Alles Gute zum Geburtstag
Liebe L,
Was ich dir noch sagen wollte: „Alles Gute zum Geburtstag!"
Unglaublich, dass ich dir zu deinem 18. Geburtstag gratulieren darf. Dass wir diesen Tag erreicht haben, dass du ihn erlebst, dass du die ersten 18 Jahre deines Lebens überlebt hast, stimmt mich erleichtert und froh und irgendwie auch stolz.
Tatsächlich kennen wir uns seit über zehn Jahren. Zu meiner Schande muss ich gestehen, dass ich deine Eltern damals nicht allzu ernst genommen habe, wenn sie mir erzählen wollten, du wärst anders. Du schienst so normal, und keins unserer diagnostischen Verfahren hat irgendeine Auffälligkeit ergeben. Immerhin das muss ich mir nicht vorwerfen: Du bist von uns vollständig auf den Kopf gestellt worden. Nur kam eben nichts raus, und die Behandlung wurde irgendwann beendet.
Fast forward, ein paar Jahre später: Du bist mittlerweile massivst auffällig, hast drei Kolleginnen von mir milde traumatisiert, und irgendwie über viele Umwege bist du wieder bei mir. Obwohl (oder weil) ich mittlerweile die Stelle gewechselt habe. Und diesmal klappt es.

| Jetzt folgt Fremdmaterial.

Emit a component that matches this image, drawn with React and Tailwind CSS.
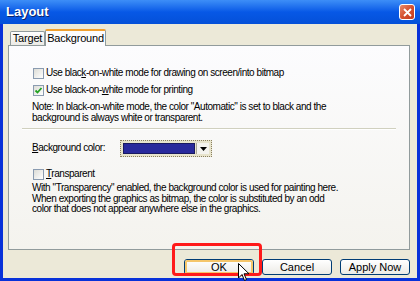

Ich weiß nicht weshalb.
Du hast deinen Eltern mal gesagt, ich würde die richtigen Fragen stellen. Ich kann dir sagen, dass genau dieser Versuch, meine Fragen so zu formulieren, dass du weißt was ich meine und sie beantworten kannst, mich manchmal an den Rand der Verzweiflung bringt.
Ich könnte ein Buch damit füllen, unsere Gespräche zu beschreiben. Die Mühen, die Diskussionen, die Missverständnisse, aber auch die Lacher, die Vertrautheit, das Verstehen. Unterm Strich bist du die Patientin, die mich in meiner beruflichen Laufbahn bisher am meisten beschäftigt hat. Die es immer wieder schafft, mich zu überraschen, im Guten wie im Schlechten. Über niemand anderen rede ich so viel, wie über dich.
Ich habe unglaublich viel von dir gelernt, und dabei hattest du nie die Absicht mir irgendetwas beizubringen. Ich habe Bücher gewälzt und mich zigmal, manchmal mehrfach die Woche, mit Kollegen abgesprochen. Trotzdem habe ich manche Sachen erst so wirklich verstanden, als ich sie mit dir erlebt habe.
Als ich mal gesagt habe, jetzt habe ich meinen roten Faden verloren, und du unter mir den Boden abgesucht hast. Oder als du mir erklärt hast, mein Büro würde hellgelb riechen mit einem Hauch Pastell. Als ich nach einem guten Jahr durch Zufall herausgefunden habe, dass deine Einschlafschwierigkeiten von der Angst herrühren, die die dunkle Gestalt in deiner Zimmerecke dir macht (die leider außer dir niemand sehen kann).
Ich habe gesehen, wie du dich freust, wenn unsere Kommunikation mal funktioniert. Wie du dich über Komplimente freust. Ich sehe, wie sehr du dich anstrengst, mit den wenigen Menschen zu kommunizieren, die dir wichtig genug sind. Wie du in den unwahrscheinlichsten Situationen, nach stundenlangen Diskussionen über den Sinn (oder fehlenden Sinn) deines Lebens auf meine Aussage: „L, ich möchte nicht, dass dich selbst verletzt, weil mir der Anblick weh tut", einfach sagst „Okay, dann lass ich es halt."
Du bist ein bisschen wie Data aus Star Trek, nur mit mehr Nebendiagnosen und weniger künstlichen Körperteilen. Wenn alle Menschen wie du wären, gäbe es keine Kriege auf der Welt. Auch wenn du nie so ganz verstehst, was ich damit meine, meine ich es vollkommen ernst und als Kompliment.
Ich bin unglaublich froh, dass du noch lebst, und ich möchte, dass es so bleibt. Ich würde dich wirklich vermissen.